The task DSL provides a structured way to:
- Define input and output data ports
- Configure task parameters with types, defaults, and ranges
- Specify implementation files and dependencies
- Set up virtual environments and Python versions
- Define task types for categorization
- Configure execution requirements
Basic Task Structure
task read_data {
define input data FileToRead;
define output data dataset;
implementation "UC2/read_data/read_data.py";
dependency "UC2_src/**";
venv "UC2/read_data/requirements.txt";
python_version "3.9";
}
Advanced Task Features
Task with Multiple Inputs and Outputs
task split_dataset {
define input data dataset;
define output data train_data;
define output data test_data;
implementation "UC2/split_dataset/split_dataset.py";
dependency "UC2_src/**";
venv "UC2/split_dataset/requirements.txt";
python_version "3.9";
}
Task with Parameters
task train_model {
define input data train_data;
define input data test_data;
define output data model;
define output data train_data;
define output data test_data;
define param max_depth {
type Integer;
default 3;
range (3, 30);
}
define param n_estimators {
type Integer;
default 5;
range (5, 50);
}
define param min_child_weight {
type Integer;
default 1;
range (1, 10);
}
define param gamma {
type Integer;
default 0;
range (1, 5);
}
implementation "UC2/train_model/train_model.py";
dependency "UC2_src/**";
venv "UC2/train_model/requirements.txt";
python_version "3.9";
}
Task with Type Classification
task Explainability {
type explainability;
define input data train_data;
define input data test_data;
define input data trained_model;
define output data mlAnalysis;
implementation "UC2/Explainability/task.py";
dependency "UC2_src/**";
venv "UC2/Explainability/requirements.txt";
python_version "3.9";
}
Minimal Task Structure
task benchmarking {
define input data ExternalDataFile;
implementation "I2CAT/benchmarking/benchmarking.py";
dependency "I2CAT/**";
}
Task Structure Breakdown
1. Task Declaration
task read_data {
read_data
. All task components are enclosed within the curly braces.
2. Task Type (Optional)
type explainability;
3. Data Port Definitions
Input Data Ports
define input data FileToRead;
define input data train_data;
define input data test_data;
FileToRead
- a single input filetrain_data
- training datasettest_data
- testing dataset
Output Data Ports
define output data dataset;
define output data train_data;
define output data test_data;
define output data model;
dataset
- processed datasettrain_data
- training data subsettest_data
- testing data subsetmodel
- trained machine learning model
4. Parameter Definitions
define param max_depth {
type Integer;
default 3;
range (3, 30);
}
define param n_estimators {
type Integer;
default 5;
range (5, 50);
}
type
- parameter data type (Integer, Float, String, Boolean)default
- default value if not specifiedrange
- valid range for parameter values (used in parameter exploration)

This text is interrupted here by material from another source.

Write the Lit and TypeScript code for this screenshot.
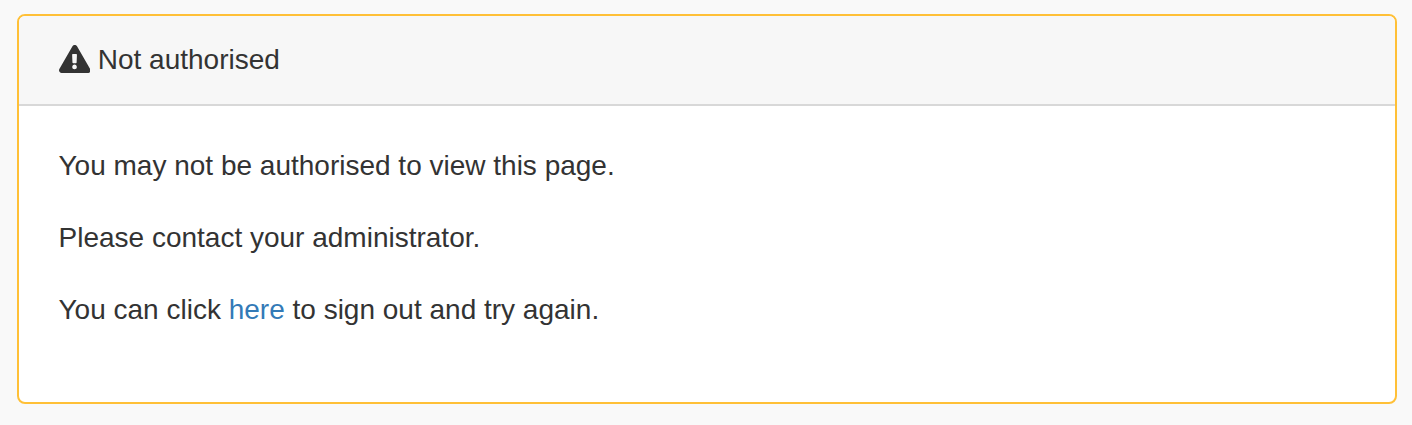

5. Implementation Configuration
implementation "UC2/read_data/read_data.py";
6. Dependencies
dependency "UC2_src/**";
dependency "I2CAT/**";
UC2_src/**
- all files in the UC2_src directory and subdirectoriesI2CAT/**
- all files in the I2CAT directory and subdirectories
Usage Example
- Glob patterns (
demoHelper/**
,helpers/*.py
) - Specific files (
config/settings.json
)
Task Dependencies
The dependency
keyword allows tasks to specify external files or resources they need during execution. Dependencies use glob patterns to match files and directories.
7. Virtual Environment Configuration
venv "UC2/read_data/requirements.txt";
python_version "3.9";
venv
- path to requirements.txt file for virtual environment setuppython_version
- specific Python version to use
Warning
If you want to use venv
in your task DSL file then the python_version
field is mandatory.
python_version
should also be specified as an option in the configuration file
Task Examples by Use Case
Data Processing Task
task read_data {
define input data FileToRead;
define output data dataset;
implementation "UC2/read_data/read_data.py";
dependency "UC2_src/**";
venv "UC2/read_data/requirements.txt";
python_version "3.9";
}
Data Transformation Task
task split_dataset {
define input data dataset;
define output data train_data;
define output data test_data;
implementation "UC2/split_dataset/split_dataset.py";
dependency "UC2_src/**";
venv "UC2/split_dataset/requirements.txt";
python_version "3.9";
}
Machine Learning Task
task train_model {
define input data train_data;
define input data test_data;
define output data model;
define output data train_data;
define output data test_data;
define param max_depth {
type Integer;
default 3;
range (3, 30);
}
define param n_estimators {
type Integer;
default 5;
range (5, 50);
}
implementation "UC2/train_model/train_model.py";
dependency "UC2_src/**";
venv "UC2/train_model/requirements.txt";
python_version "3.9";
}
Analysis Task
task Explainability {
type explainability;
define input data train_data;
define input data test_data;
define input data trained_model;
define output data mlAnalysis;
implementation "UC2/Explainability/task.py";
dependency "UC2_src/**";
venv "UC2/Explainability/requirements.txt";
python_version "3.9";
}
Benchmarking Task
task benchmarking {
define input data ExternalDataFile;
implementation "I2CAT/benchmarking/benchmarking.py";
dependency "I2CAT/**";
}
Parameter Types and Configuration
Integer Parameters
define param max_depth {
type Integer;
default 3;
range (3, 30);
}
Parameter Configuration Options
- type: Specifies the parameter data type
Integer
- whole numbersFloat
- decimal numbersString
- text valuesBoolean
- true/false values- default: Default value used when parameter is not specified
- range: Valid range for parameter values, used in parameter exploration experiments
Key Concepts
- Data Ports: Input and output data connections that enable data flow between tasks
- Parameters: Configurable values that modify task behavior and can be explored in experiments
- Implementation: Python file containing the actual task execution logic
- Dependencies: External files and directories required for task execution
- Virtual Environment: Isolated Python environment with specific package requirements
- Task Types: Optional categorization for organizing tasks by functionality
Task Parameters in Experiments
Task parameters defined with range
specifications can be automatically explored in experiments using different parameter exploration strategies like grid search or random search.
Virtual Environment Best Practices
Each task can have its own virtual environment with specific package requirements, ensuring isolation and reproducibility across different computational environments.
Dependency Management
Use glob patterns for dependencies to automatically include all necessary files and subdirectories, ensuring tasks have access to all required resources.